La cura de Cézanne

Hay verdades cuyo descubrimiento lleva toda una vida, y Paul Cézanne buscó las suyas con ahínco pero nunca llego a alcanzarlas del todo. Intuía que se escondían en un lienzo, en miles de ellos, y las buscó y rebuscó en su paleta de colores y en los trazos de sus pinceles. Lo que nosotros llamamos su obra fue para él un ensayo, una aproximación a la realidad y a la pintura.

 

La cura de Cézanne

Cézanne necesitaba del orden de 100 sesiones para pintar un bodegón, 150 si se trataba de un retrato, así que el artista se tomaba su tiempo en plasmar su percepción de la realidad. Pudo dedicar todo este tiempo, toda su vida de hecho a una vocación que le obsesionaba al tiempo que le consumía.

La posición acomodada de su familia le permitía prescindir de trabajar, pero hubo de depender durante muchos años del dinero de un padre distante y permanentemente decepcionado con él. El genio francés se instaló en París en varias ocasiones, pero no vendía ni un cuadro, y sus pinturas fueron rechazadas una y otra vez en los concursos por ser consideradas “toscas” y antiestéticas.

Sus coetáneos definían sus lienzos como “pinturas de pocero borracho”, e incluso Emile Zola, su gran amigo desde la infancia, llegó a tildar a Cézanne de “genio abortado”. No tardarían en perder las amistades. Difícil de tratar, ya desde niño Cézanne era conocido por sus ataques de rabia y depresiones. Su carácter era por naturaleza ansioso. Toda una vida le llevó a Paul Cézanne hallar lo que buscaba, en ocasiones intuía que iba en la buena dirección mientras que en otras perdía el rumbo por completo.

Pero de todos modos, era imposible que lo consiguiera. A sus 67 años, decía en una carta respecto a su arte “creo que estoy haciendo tímidos progresos”. Pero lo cierto es que su obra no sería sublime sin ese intenso y permanente estado de búsqueda e insatisfacción. Aix le vio nacer, y a Aix volvió en varias ocasiones cuando se sentía perdido o cuando necesitaba sosiego. Aix le daba paz, la poca que podía llegar a sentir aquel alma torturada de uno de los maestros de la pintura de todos los tiempos.
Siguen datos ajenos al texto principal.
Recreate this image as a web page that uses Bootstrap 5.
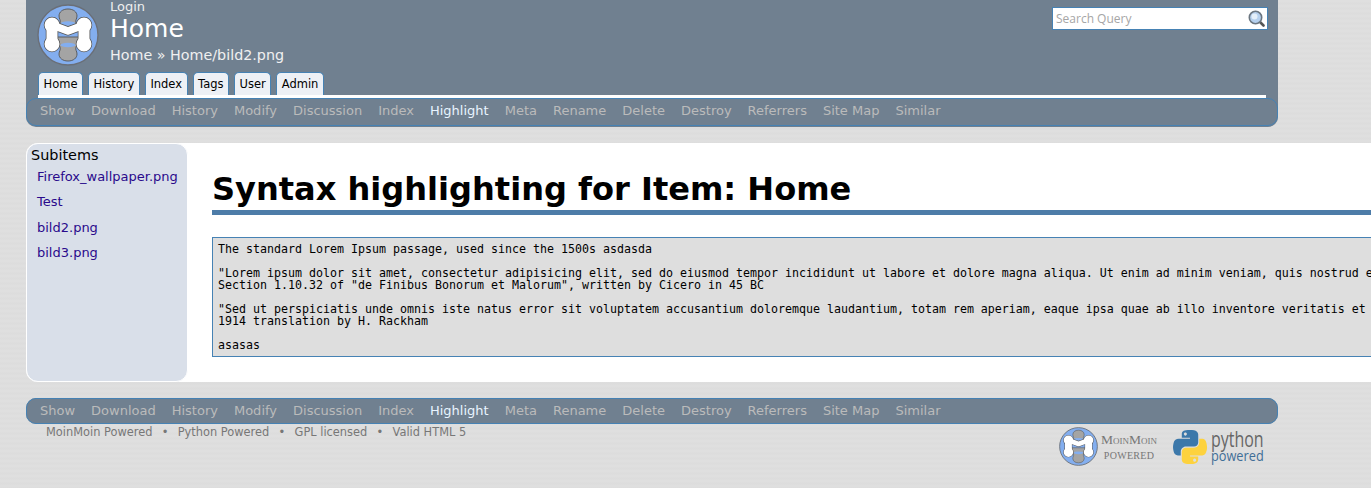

En Aix se refugió definitivamente a los 51 años, en busca de la luz y la naturaleza que mejor convenía a su genio en lo que también era una vuelta al entorno de su infancia, a su madre y a su hermana. En esta ciudad de la Provenza francesa adquirió en sus últimos años un estudio de enormes ventanales en donde pudo aislarse del mundo y pintar sus bodegones más famosos.

En 1903 y tres años antes de su muerte, cuando sus cuadros comenzaban a venderse en París dos veces más caros que los de Monet y cuando jóvenes como Emile Bernard (luego amigo de Vincent Van Gogh), Joachim Gasquet o Charmes Camoin lo buscaban para aprender de sus palabras, entonces Cézanne se tranquilizó como reflejan las cartas que se conservan de esta última etapa de su vida, que son las más serenas y conmovedoras. Sin embargo, su cólera podía despertar en cualquier momento y un día en Aix, un niño le golpeó al pasar junto a él y desde entonces aborreció todo contacto.